* Start *

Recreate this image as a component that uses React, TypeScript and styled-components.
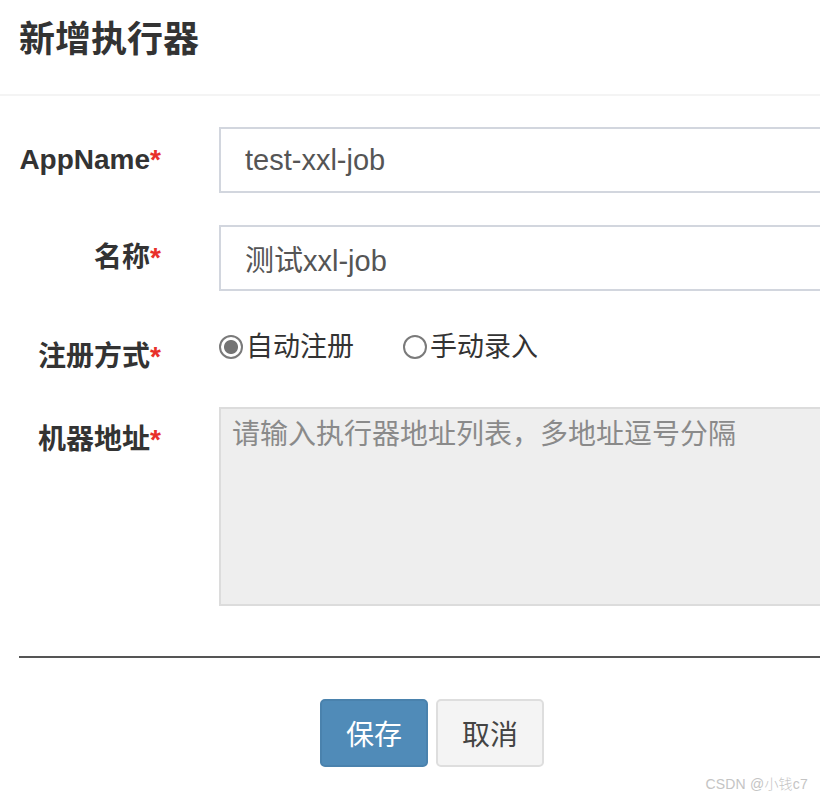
import { useState } from 'react'
import styled, { createGlobalStyle } from 'styled-components'

const GlobalStyle = createGlobalStyle`
  html, body {
    margin: 0;
    padding: 0;
    background: #fff;
    overflow: hidden;
  }
  body {
    font-family: "Liberation Sans", "Noto Sans CJK SC", sans-serif;
    color: #333;
  }
  * {
    box-sizing: border-box;
  }
`

const Page = styled.div`
  position: relative;
  width: 820px;
  height: 798px;
  overflow: hidden;
`

const Header = styled.header`
  padding: 20px 19px 34px;
  border-bottom: 2px solid #f4f4f4;
`

const Title = styled.h4`
  margin: 0;
  font-size: 36px;
  line-height: 40px;
  font-weight: bold;
  color: #333;
`

const Form = styled.form`
  padding-top: 31px;
`

const Row = styled.div<{ $gap?: number }>`
  display: grid;
  grid-template-columns: 161px 1fr;
  column-gap: 58px;
  margin-bottom: ${(p) => (p.$gap ?? 32)}px;
`

const Label = styled.label<{ $top?: number }>`
  display: block;
  text-align: right;
  font-size: 28px;
  line-height: 40px;
  font-weight: bold;
  color: #333;
  padding-top: ${(p) => (p.$top ?? 13)}px;
  white-space: nowrap;
  .req {
    color: #e8312a;
  }
`

const TextInput = styled.input`
  display: block;
  width: calc(100% + 20px);
  height: 66px;
  padding: 0 24px;
  border: 2px solid #d2d6de;
  border-radius: 0;
  font-family: inherit;
  font-size: 29px;
  color: #555;
  background: #fff;
  outline: none;
`

const RadioGroup = styled.div`
  display: flex;
  align-items: center;
  gap: 49px;
  padding-top: 3px;
  height: 43px;
`

const RadioItem = styled.label`
  display: flex;
  align-items: center;
  gap: 3px;
  font-size: 27px;
  line-height: 40px;
  color: #333;
  cursor: pointer;
`

const Radio = styled.input`
  appearance: none;
  margin: 0;
  width: 24px;
  height: 24px;
  border-radius: 50%;
  border: 2px solid #7a7a7a;
  background: #fff;
  &:checked {
    background: radial-gradient(circle, #747474 0 6.5px, #fff 7.5px);
  }
`

const TextArea = styled.textarea`
  display: block;
  width: calc(100% + 20px);
  height: 199px;
  padding: 6px 11px;
  border: 2px solid #dcdcdc;
  border-radius: 0;
  background: #eee;
  resize: none;
  font-family: inherit;
  font-size: 28px;
  line-height: 40px;
  color: #555;
  outline: none;
  &::placeholder {
    color: #8a8a8a;
  }
`

const Divider = styled.hr`
  margin: 50px 0 41px 19px;
  border: 0;
  border-top: 2px solid #555;
`

const Footer = styled.div`
  display: flex;
  gap: 8px;
  padding-left: 320px;
`

const Button = styled.button<{ $primary?: boolean }>`
  width: 108px;
  height: 68px;
  border-radius: 5px;
  font-family: inherit;
  font-size: 28px;
  cursor: pointer;
  border: 2px solid ${(p) => (p.$primary ? '#4a82ad' : '#dedede')};
  background: ${(p) => (p.$primary ? '#508bb8' : '#f4f4f4')};
  color: ${(p) => (p.$primary ? '#fff' : '#444')};
`

const Watermark = styled.span`
  position: absolute;
  right: 12px;
  top: 773px;
  font-size: 14px;
  font-weight: 300;
  color: #c4c4c4;
  letter-spacing: 0.2px;
`

export default function App() {
  const [mode, setMode] = useState<'auto' | 'manual'>('auto')
  return (
    <Page>
      <GlobalStyle />
      <Header>
        <Title>新增执行器</Title>
      </Header>
      <Form onSubmit={(e) => e.preventDefault()}>
        <Row>
          <Label>
            AppName<span className="req">*</span>
          </Label>
          <TextInput defaultValue="test-xxl-job" />
        </Row>
        <Row $gap={33}>
          <Label>
            名称<span className="req">*</span>
          </Label>
          <TextInput defaultValue="测试xxl-job" />
        </Row>
        <Row $gap={30}>
          <Label>
            注册方式<span className="req">*</span>
          </Label>
          <RadioGroup>
            <RadioItem>
              <Radio
                type="radio"
                name="addressType"
                checked={mode === 'auto'}
                onChange={() => setMode('auto')}
              />
              自动注册
            </RadioItem>
            <RadioItem>
              <Radio
                type="radio"
                name="addressType"
                checked={mode === 'manual'}
                onChange={() => setMode('manual')}
              />
              手动录入
            </RadioItem>
          </RadioGroup>
        </Row>
        <Row $gap={0}>
          <Label>
            机器地址<span className="req">*</span>
          </Label>
          <TextArea
            placeholder="请输入执行器地址列表，多地址逗号分隔"
            readOnly={mode === 'auto'}
          />
        </Row>
        <Divider />
        <Footer>
          <Button type="submit" $primary>
            保存
          </Button>
          <Button type="button">取消</Button>
        </Footer>
      </Form>
      <Watermark>CSDN @小钱c7</Watermark>
    </Page>
  )
}
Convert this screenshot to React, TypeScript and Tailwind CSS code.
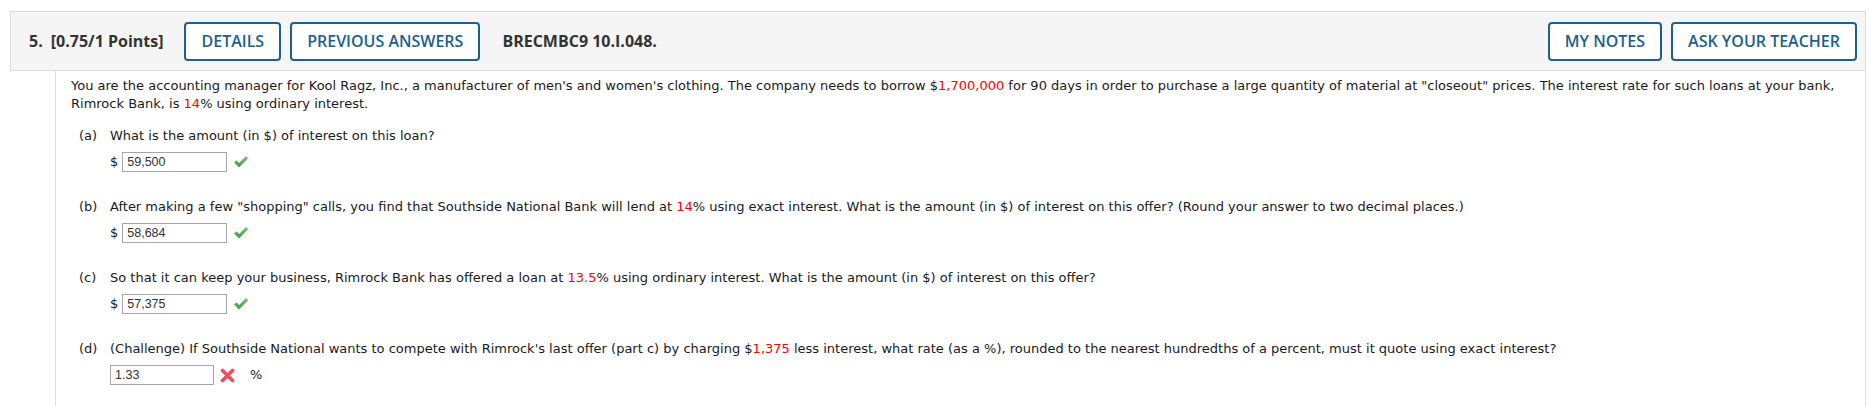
import React from "react";

const Red = ({ children }: { children: React.ReactNode }) => (
  <span className="text-[#ff0000]">{children}</span>
);

function Check() {
  return (
    <svg width="16" height="14" viewBox="0 0 16 14" className="ml-[6px]">
      <defs>
        <linearGradient id="ck" x1="0" y1="0" x2="0" y2="1">
          <stop offset="0" stopColor="#7cc576" />
          <stop offset="1" stopColor="#3f9a3f" />
        </linearGradient>
      </defs>
      <path d="M1 7.5 L3.5 5.2 L6 8 L13 1 L15.2 3.3 L6 12.6 Z" fill="url(#ck)" />
    </svg>
  );
}

function Cross() {
  return (
    <svg width="15" height="15" viewBox="0 0 15 15" className="ml-[6px]">
      <path d="M2.5 2.5 L12.5 12.5 M12.5 2.5 L2.5 12.5" stroke="#e8505b" strokeWidth="3.6" strokeLinecap="round" />
    </svg>
  );
}

function Answer({ value, width = "w-[105px]" }: { value: string; width?: string }) {
  return (
    <div
      className={`${width} h-[20px] border border-[#a6a6a6] px-[4px] flex items-center text-[12.5px] text-[#333] bg-white`}
      style={{ fontFamily: '"Liberation Sans", Arial, sans-serif' }}
    >
      {value}
    </div>
  );
}

function Part({ label, children, answer }: { label: string; children: React.ReactNode; answer: React.ReactNode }) {
  return (
    <div className="flex">
      <div className="w-[31px] shrink-0">{label}</div>
      <div className="flex flex-col">
        <div>{children}</div>
        <div className="mt-[7px] flex items-center">{answer}</div>
      </div>
    </div>
  );
}

function HeaderButton({ children }: { children: React.ReactNode }) {
  return (
    <button className="h-[39px] px-[15px] border-2 border-[#1d5f91] rounded-[4px] text-[16px] font-semibold text-[#1d5f91] bg-white">
      {children}
    </button>
  );
}

export default function App() {
  return (
    <div className="w-[1869px] h-[406px] bg-white pt-[11px] pl-[10px] pr-[3px]" style={{ fontFamily: '"Open Sans", sans-serif' }}>
      {/* question header */}
      <div className="h-[60px] bg-[#f5f5f5] border border-[#dddddd] flex items-center pl-[18px] pr-[8px]">
        <span className="text-[16px] font-bold text-[#333]">5.</span>
        <span className="ml-[8px] text-[16px] font-bold text-[#333]">[0.75/1 Points]</span>
        <div className="ml-[21px] flex gap-[9px]">
          <HeaderButton>DETAILS</HeaderButton>
          <HeaderButton>PREVIOUS ANSWERS</HeaderButton>
        </div>
        <span className="ml-[22px] text-[16px] font-bold text-[#333]">BRECMBC9 10.I.048.</span>
        <div className="ml-auto flex gap-[9px]">
          <HeaderButton>MY NOTES</HeaderButton>
          <HeaderButton>ASK YOUR TEACHER</HeaderButton>
        </div>
      </div>

      {/* question body */}
      <div
        className="ml-[45px] h-[336px] border-l border-r border-[#dddddd] pl-[15px] pr-[8px] pt-[6px] text-[13px] leading-[18px] text-[#1a1a1a]"
        style={{ fontFamily: '"DejaVu Sans", Verdana, sans-serif' }}
      >
        <p>
          You are the accounting manager for Kool Ragz, Inc., a manufacturer of men's and women's clothing. The company needs to
          borrow $<Red>1,700,000</Red> for 90 days in order to purchase a large quantity of material at "closeout" prices. The
          interest rate for such loans at your bank, Rimrock Bank, is <Red>14</Red>% using ordinary interest.
        </p>

        <div className="mt-[14px] ml-[8px] flex flex-col gap-[26px]">
          <Part
            label="(a)"
            answer={
              <>
                <span className="mr-[4px]">$</span>
                <Answer value="59,500" />
                <Check />
              </>
            }
          >
            What is the amount (in $) of interest on this loan?
          </Part>
          <Part
            label="(b)"
            answer={
              <>
                <span className="mr-[4px]">$</span>
                <Answer value="58,684" />
                <Check />
              </>
            }
          >
            After making a few "shopping" calls, you find that Southside National Bank will lend at <Red>14</Red>% using exact
            interest. What is the amount (in $) of interest on this offer? (Round your answer to two decimal places.)
          </Part>
          <Part
            label="(c)"
            answer={
              <>
                <span className="mr-[4px]">$</span>
                <Answer value="57,375" />
                <Check />
              </>
            }
          >
            So that it can keep your business, Rimrock Bank has offered a loan at <Red>13.5</Red>% using ordinary interest. What
            is the amount (in $) of interest on this offer?
          </Part>
          <Part
            label="(d)"
            answer={
              <>
                <Answer value="1.33" width="w-[104px]" />
                <Cross />
                <span className="ml-[15px]">%</span>
              </>
            }
          >
            (Challenge) If Southside National wants to compete with Rimrock's last offer (part c) by charging $<Red>1,375</Red>{" "}
            less interest, what rate (as a %), rounded to the nearest hundredths of a percent, must it quote using exact interest?
          </Part>
        </div>
      </div>
    </div>
  );
}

* End *

(The task)
Of all the lines above, how many contain the word "this"? Answer with only the number.

(Full output)
5